Importantly, women-led solar businesses generally tend to involve other members (mostly women) from the community, distancing from a self-run and singularly managed business. Apart from having well-developed business acumen, most other women have a good sense of 'what to do with the income' and that includes sending off their kids, both boys AND girls, to school and also reinvesting the money into the business and generating other income-generating vocational activities that would continue the cycle and involve other women from the community. Another aspect that largely gets overlooked is that the chances of women leaving the village or the area of operation are smaller compared to those of men. This point becomes even more important because women entrepreneurs/solar users ensure that both A) income and the B) work involvement stay and sustains itself over time.
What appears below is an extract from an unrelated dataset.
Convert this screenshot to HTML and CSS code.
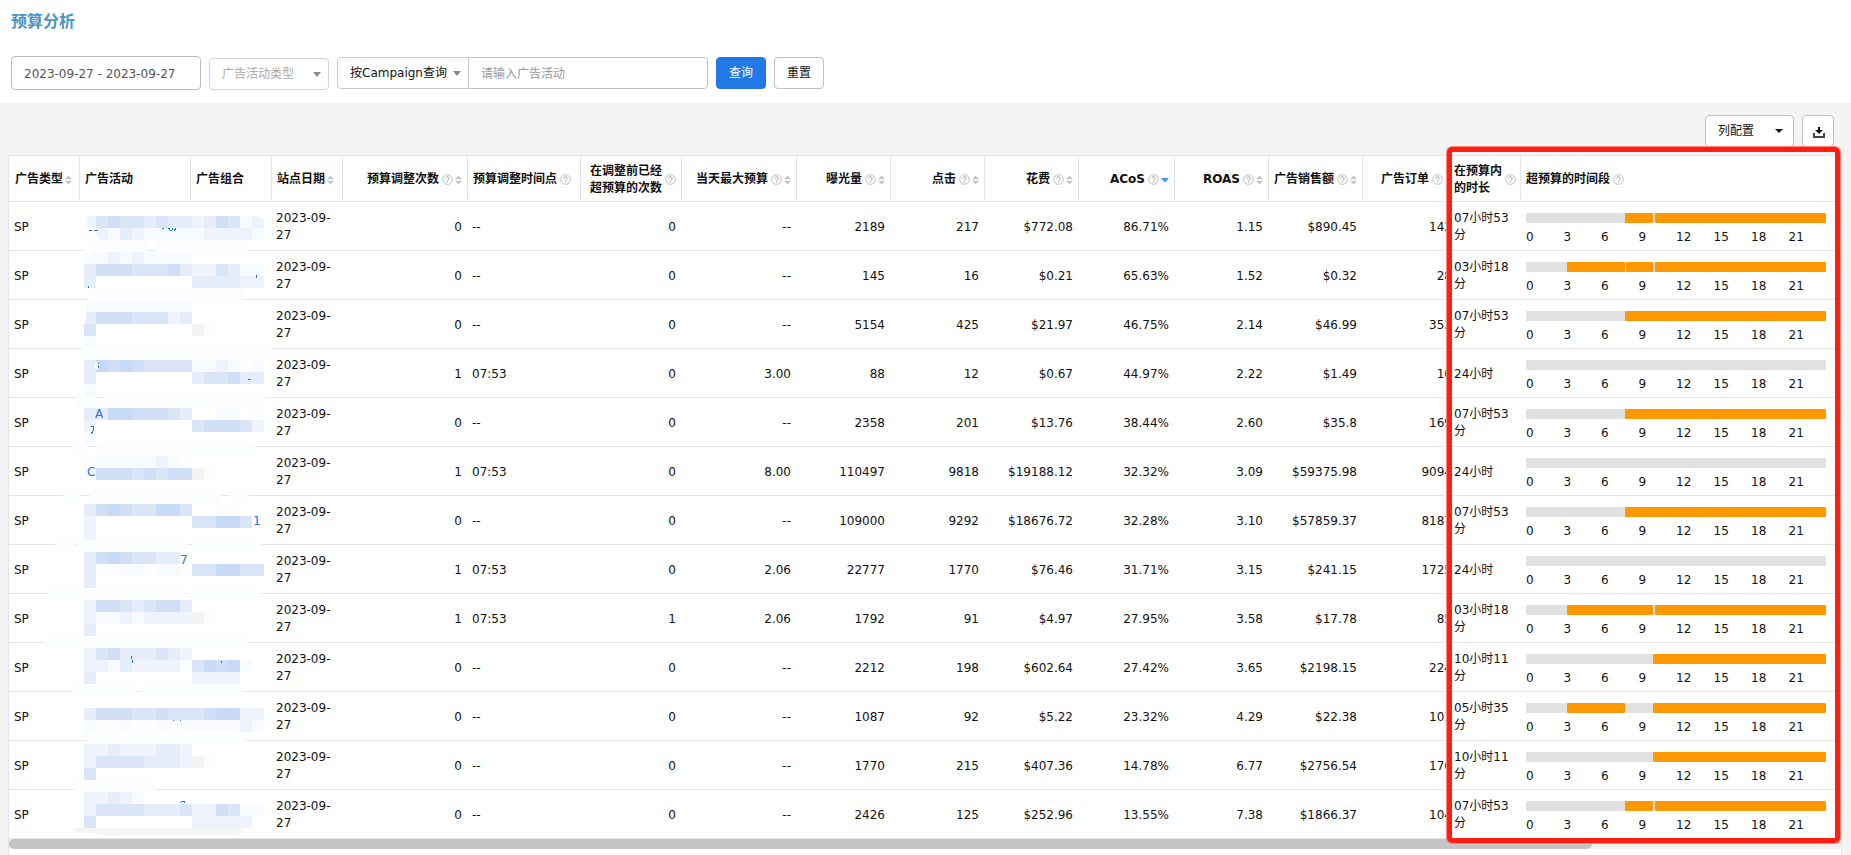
FILE: index.html
```
<!DOCTYPE html>
<html lang="zh-CN">
<head>
<meta charset="utf-8">
<title>预算分析</title>
<link rel="stylesheet" href="styles.css">
</head>
<body>
<header class="page-head">
  <h1 class="title">预算分析</h1>
  <form class="filters">
    <input class="field date-range" type="text" aria-label="日期范围" value="2023-09-27 - 2023-09-27">
    <span class="select-box type-box">
      <select class="field muted" aria-label="广告活动类型"><option>广告活动类型</option></select>
    </span>
    <span class="search-group">
      <span class="select-box mode-box">
        <select class="field" aria-label="查询方式"><option>按Campaign查询</option></select>
      </span>
      <input class="field keyword" type="text" aria-label="广告活动" placeholder="请输入广告活动">
    </span>
    <button class="btn primary" type="button">查询</button>
    <button class="btn" type="button">重置</button>
  </form>
</header>
<main class="content">
  <div class="toolbar">
    <button class="btn columns" type="button">列配置</button>
    <button class="btn icon-btn" type="button" aria-label="下载">
      <svg width="14" height="16" viewBox="0 0 14 16"><path d="M7 4h2v3h3l-4 4-4-4h3z" fill="#111"/><path d="M3 10v4h10v-4" fill="none" stroke="#444" stroke-width="2"/></svg>
    </button>
  </div>
  <section class="panel">
    <table class="grid">
      <colgroup>
        <col class="w-type"><col class="w-campaign"><col class="w-group"><col class="w-date">
        <col class="w-count"><col class="w-time"><col class="w-before"><col class="w-max">
        <col class="w-num"><col class="w-num"><col class="w-num"><col class="w-acos">
        <col class="w-num"><col class="w-num"><col class="w-orders"><col class="w-duration"><col>
      </colgroup>
      <thead><tr id="head"></tr></thead>
      <tbody id="rows"></tbody>
    </table>
    <svg class="mosaic" id="mosaic" width="280" height="684" viewBox="9 156 280 684" shape-rendering="crispEdges" aria-hidden="true"></svg>
    <div class="scroll-track"><div class="scroll-thumb"></div></div>
    <div class="highlight"></div>
  </section>
</main>
<script src="table.js"></script>
</body>
</html>
```
FILE: styles.css
```
* { box-sizing: border-box; }

body {
  margin: 0;
  min-height: 100vh;
  display: flex;
  flex-direction: column;
  overflow: hidden;
  background: #f4f4f4;
  color: #111;
  font: 12px/17px "DejaVu Sans", "Noto Sans CJK SC", sans-serif;
}

.page-head { padding: 10px 11px 13px; background: #fff; }
.title { margin: 0 0 22px; font-size: 16px; line-height: 24px; font-weight: 700; color: #4a94c6; }

.filters { display: flex; align-items: center; gap: 8px; }

.field {
  height: 32px;
  border: 1px solid #c8c8c8;
  border-radius: 4px;
  padding: 0 12px;
  background: #fff;
  color: #111;
  font: inherit;
}
.field::placeholder { color: #999; opacity: 1; }
.date-range { width: 190px; height: 34px; padding-top: 2px; border-color: #bbb; color: #555; }
.muted { color: #aaa; border-color: #d4d4d4; }

.select-box { position: relative; display: block; }
.select-box .field { width: 100%; appearance: none; display: block; }
.select-box::after {
  content: "";
  position: absolute;
  right: 8px;
  top: 14px;
  border: 4px solid transparent;
  border-top: 5px solid #888;
  border-bottom: 0;
  pointer-events: none;
}
.type-box { width: 120px; padding-top: 2px; }
.type-box::after { top: 16px; }
.mode-box { width: 132px; }
.mode-box .field { border-radius: 4px 0 0 4px; }
.search-group { display: flex; }
.keyword { width: 240px; margin-left: -1px; padding-top: 2px; border-radius: 0 4px 4px 0; border-color: #c0c0c0; }

.btn {
  height: 32px;
  padding: 0 12px;
  border: 1px solid #bfbfc4;
  border-radius: 4px;
  background: #fff;
  color: #111;
  font: inherit;
}
.filters .btn { width: 50px; }
.filters .primary { border-color: #2278e6; background: #2278e6; color: #fff; }

.content { flex: 1; display: flex; flex-direction: column; padding: 0 9px 0 8px; }
.toolbar { display: flex; justify-content: flex-end; gap: 8px; padding: 12px 8px 8px; }
.columns { display: flex; align-items: center; justify-content: space-between; width: 89px; padding: 0 10px 0 12px; }
.columns::after { content: ""; border: 4px solid transparent; border-top-color: #111; border-bottom: 0; }
.icon-btn { display: flex; align-items: center; justify-content: center; width: 32px; padding: 0; }

.panel { position: relative; flex: 1; border: 1px solid #e4e5e9; border-bottom: 0; background: #fff; }
.grid { width: 100%; table-layout: fixed; border-collapse: separate; border-spacing: 0; }
.w-type { width: 71px; }
.w-campaign { width: 111px; }
.w-group { width: 81px; }
.w-date { width: 71px; }
.w-count { width: 125px; }
.w-time { width: 113px; }
.w-before { width: 101px; }
.w-max { width: 115px; }
.w-num { width: 94px; }
.w-acos { width: 96px; }
.w-orders { width: 85px; }
.w-duration { width: 73px; }

.grid th {
  height: 46px;
  padding: 2px 5px 0;
  border-right: 1px solid #e4e5e9;
  border-bottom: 1px solid #e4e5e9;
  text-align: left;
  font-weight: 700;
  overflow: hidden;
}
.grid th:first-child { padding-left: 6px; }
.grid th:last-child { border-right: 0; }
.grid td { height: 49px; padding: 2px 6px 0 4px; border-bottom: 1px solid #e4e5e9; }
.grid td:first-child { padding-left: 5px; }
.head-cell { display: flex; align-items: center; }
.head-cell svg { flex: none; }
.head-cell .help { margin-left: 3px; }
.head-cell .sort { margin-left: 2px; }
.grid .num { text-align: right; }
.num .head-cell { justify-content: flex-end; }
.grid .clipped { padding-right: 0; border-right: 0; overflow: hidden; }
.clipped > div { margin-right: -4px; }
.grid .duration { padding-left: 6px; padding-right: 2px; }

.grid .timeline { padding: 7px 15px 0 5px; }
.bar { display: flex; height: 10px; background: #e1e1e1; }
.over { background: #ff9800; border-radius: 1px; }
.hours { display: grid; grid-template-columns: repeat(8, 1fr); margin-top: 6px; }

.mosaic { position: absolute; left: 0; top: 0; pointer-events: none; }
.mosaic text { font: 12px "DejaVu Sans", sans-serif; fill: #2673e0; }

.scroll-track { height: 10px; background: #f1f1f1; }
.scroll-thumb { width: 86.4%; height: 10px; border-radius: 5px; background: #c4c4c4; }

.highlight {
  position: absolute;
  top: -9px;
  right: 1px;
  width: 393px;
  height: 696px;
  border: 5px solid #ff1f10;
  border-radius: 5px;
  box-shadow: 0 0 0 1px #ff8a82;
  pointer-events: none;
}
```
FILE: table.js
```
const HELP = '<svg class="help" width="11" height="11" viewBox="0 0 11 11"><circle cx="5.5" cy="5.5" r="4.8" fill="none" stroke="#bcbdc2"/><path d="M3.9 4.4a1.6 1.5 0 1 1 2.4 1.3q-.8.4-.8 1.1M5.5 7.6v1.1" fill="none" stroke="#b4b5ba" stroke-width="1.1"/></svg>';
const SORT = '<svg class="sort" width="7" height="10" viewBox="0 0 7 10"><path d="M3.5 0.5 7 4.3H0zM3.5 9.5 7 5.7H0z" fill="#c4c5ca"/></svg>';
const SORT_DESC = '<svg class="sort" width="8" height="10" viewBox="0 0 8 10"><path d="M0 3h8L4 7.5z" fill="#4a90ee"/></svg>';

// label, cell class, icons
const columns = [
  ['广告类型', '', SORT], ['广告活动', '', ''], ['广告组合', '', ''], ['站点日期', '', SORT],
  ['预算调整次数', 'num', HELP + SORT], ['预算调整时间点', '', HELP],
  ['在调整前已经<br>超预算的次数', 'num', HELP], ['当天最大预算', 'num', HELP + SORT],
  ['曝光量', 'num', HELP + SORT], ['点击', 'num', HELP + SORT], ['花费', 'num', HELP + SORT],
  ['ACoS', 'num', HELP + SORT_DESC], ['ROAS', 'num', HELP + SORT], ['广告销售额', 'num', HELP + SORT],
  ['广告订单', 'num clipped', HELP + SORT], ['在预算内<br>的时长', 'duration', HELP], ['超预算的时间段', '', HELP]
];

// Over-budget periods, as [start, end] on a scale of 300 for the day
const A = [[99, 127], [129, 300]], B = [[99, 300]], C = [[127, 300]];
const records = [
  ['0', '--', '0', '--', '2189', '217', '$772.08', '86.71%', '1.15', '$890.45', '142', '07小时53分', A],
  ['0', '--', '0', '--', '145', '16', '$0.21', '65.63%', '1.52', '$0.32', '28', '03小时18分', [[41, 99], [100, 127], [129, 300]]],
  ['0', '--', '0', '--', '5154', '425', '$21.97', '46.75%', '2.14', '$46.99', '353', '07小时53分', B],
  ['1', '07:53', '0', '3.00', '88', '12', '$0.67', '44.97%', '2.22', '$1.49', '10', '24小时', []],
  ['0', '--', '0', '--', '2358', '201', '$13.76', '38.44%', '2.60', '$35.8', '169', '07小时53分', B],
  ['1', '07:53', '0', '8.00', '110497', '9818', '$19188.12', '32.32%', '3.09', '$59375.98', '9094', '24小时', []],
  ['0', '--', '0', '--', '109000', '9292', '$18676.72', '32.28%', '3.10', '$57859.37', '8187', '07小时53分', B],
  ['1', '07:53', '0', '2.06', '22777', '1770', '$76.46', '31.71%', '3.15', '$241.15', '1725', '24小时', []],
  ['1', '07:53', '1', '2.06', '1792', '91', '$4.97', '27.95%', '3.58', '$17.78', '85', '03小时18分', [[41, 127], [129, 300]]],
  ['0', '--', '0', '--', '2212', '198', '$602.64', '27.42%', '3.65', '$2198.15', '224', '10小时11分', C],
  ['0', '--', '0', '--', '1087', '92', '$5.22', '23.32%', '4.29', '$22.38', '101', '05小时35分', [[41, 99], [127, 300]]],
  ['0', '--', '0', '--', '1770', '215', '$407.36', '14.78%', '6.77', '$2756.54', '176', '10小时11分', C],
  ['0', '--', '0', '--', '2426', '125', '$252.96', '13.55%', '7.38', '$1866.37', '104', '07小时53分', A]
];

const hours = '<div class="hours">' + [0, 3, 6, 9, 12, 15, 18, 21].map(h => `<span>${h}</span>`).join('') + '</div>';

function bar(periods) {
  let at = 0;
  return '<div class="bar">' + periods.map(([from, to]) => {
    const html = `<span style="width:${(from - at) / 3}%"></span><span class="over" style="width:${(to - from) / 3}%"></span>`;
    at = to;
    return html;
  }).join('') + '</div>';
}

document.getElementById('head').innerHTML = columns.map(([label, cls, icons]) =>
  `<th scope="col" class="${cls}"><div class="head-cell"><span>${label}</span>${icons}</div></th>`).join('');

document.getElementById('rows').innerHTML = records.map(r => {
  const metrics = r.slice(0, 10).map((v, i) => `<td class="${i === 1 ? '' : 'num'}">${v}</td>`).join('');
  return `<tr><td>SP</td><td></td><td></td><td>2023-09-27</td>${metrics}<td class="num clipped"><div>${r[10]}</div></td><td class="duration">${r[11]}</td><td class="timeline">${bar(r[12])}${hours}</td></tr>`;
}).join('');

// Pixelated cover over the private names: 12px tiles, one letter per shade
const shades = { a: '#f7fafe', b: '#eef3fd', c: '#e5edfa', d: '#dbe5f8', e: '#d0dff6', f: '#c6d9f5', g: '#f4f4f3', h: '#fcfdfe' };
const wipes = [
  [92, 240, 55], [155, 240, 94], [88, 288, 155], [82, 348, 190], [77, 396, 18], [105, 396, 161],
  [71, 444, 18], [98, 444, 157], [63, 492, 18], [90, 492, 131], [230, 492, 19], [55, 540, 19], [76, 540, 111], [192, 540, 69],
  [47, 588, 138], [188, 588, 73], [45, 636, 202], [71, 684, 64], [141, 684, 102], [86, 732, 159], [74, 780, 81]
];
const tiles = {
  216: 'bdeddcdccbcedab', 228: '.bacbaaaaabbbba', 252: 'aababaaaa', 264: 'ceeedddecbbdcaa', 276: 'c........ccccbb',
  300: 'aaaaaaaaa', 312: 'ceeedddbc', 324: 'd........gh', 336: 'a',
  360: 'cfefeddddaabaha', 372: 'c........cddecc', 384: 'a',
  408: 'ccffeeedc..aa.h', 420: 'b........deeedb', 432: 'a',
  456: 'haaaaabah', 468: 'aeeededeegh', 504: 'cefeddffd..hh', 516: 'b........ddffd', 528: 'b',
  552: 'cefeddcc', 564: 'chhaahaa.ddffdd', 576: 'c', 600: 'beedcdeec', 612: 'baababbbbgh', 624: 'c',
  648: 'bdecccdcb', 660: 'bbacbbbbhdfefa', 672: 'c........bbbb',
  708: 'ceeeddedddeffbb', 720: 'ahhahhahaaaaaba', 744: 'bbcbbbccb', 756: 'bddddcccbgh', 768: 'd',
  792: 'bbcba', 804: 'bddddcccdbbedaa', 816: 'd........bbbbb'
};
const marks = [['A', 95, 418], ['C', 87, 476], ['1', 253, 525], ['7', 180, 564]];

let art = wipes.map(([x, y, w]) => `<rect x="${x}" y="${y}" width="${w}" height="12" fill="#fcfefd"/>`).join('');
for (const [y, line] of Object.entries(tiles)) {
  [...line].forEach((k, i) => {
    if (shades[k]) art += `<rect x="${84 + i * 12}" y="${y}" width="12" height="12" fill="${shades[k]}"/>`;
  });
}
art += '<path d="M71 828H245l-8 7H130l-20 1-20-3-14-1z" fill="#f6f6f6"/>';
art += '<path d="M84 210h4l-1 18 9 3 3 9H84zM249 214h16v8q-3-7-16-8zM84 264V256l9-4v-3h-9zM84 300h4l-3 24h-1zM96 359l-1 10 3 1zM156 600" fill="#fff"/>';
art += '<path d="M89 230.500h3m2 0h4M162 228.500h2M168 228h1v2m3-2v2l-2 1m6-3-2 3M88 286v2M256 275v3M98 363v1m0 2v2M248 379.500h3M91 426h2v5l-2 3M131 656v3m1 1v3M221 661v2M173 720.500h1m6 0h1M180 802.500l2-1h2l1 1" fill="none" stroke="#2673e0"/>';
art += marks.map(([t, x, y]) => `<text x="${x}" y="${y}">${t}</text>`).join('');
document.getElementById('mosaic').innerHTML = art;
```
The use of solar lanterns is reaching out to faraway corners of Indian villages. This is not just helping to A) generate income, B) involve and employ local people (women) but also to C) creation of vocational opportunities, and D) developing an entrepreneurial mindset. These are essential aspects because the regions where these individuals live have still got a particular skill (particularly if exclusive), but without light they cannot make the final product. Examples range from idol making to stitching Sal leaves. Lastly, the range of different stakeholders working together to support these entrepreneurs is interesting and needs closer evaluation, specifically on how a particular renewable energy technology provider works with local level NGOs and VOs in order to bring in the desired result. This is also where the concept of public private people partnership (PPPP) is emerging in the RE industry in India.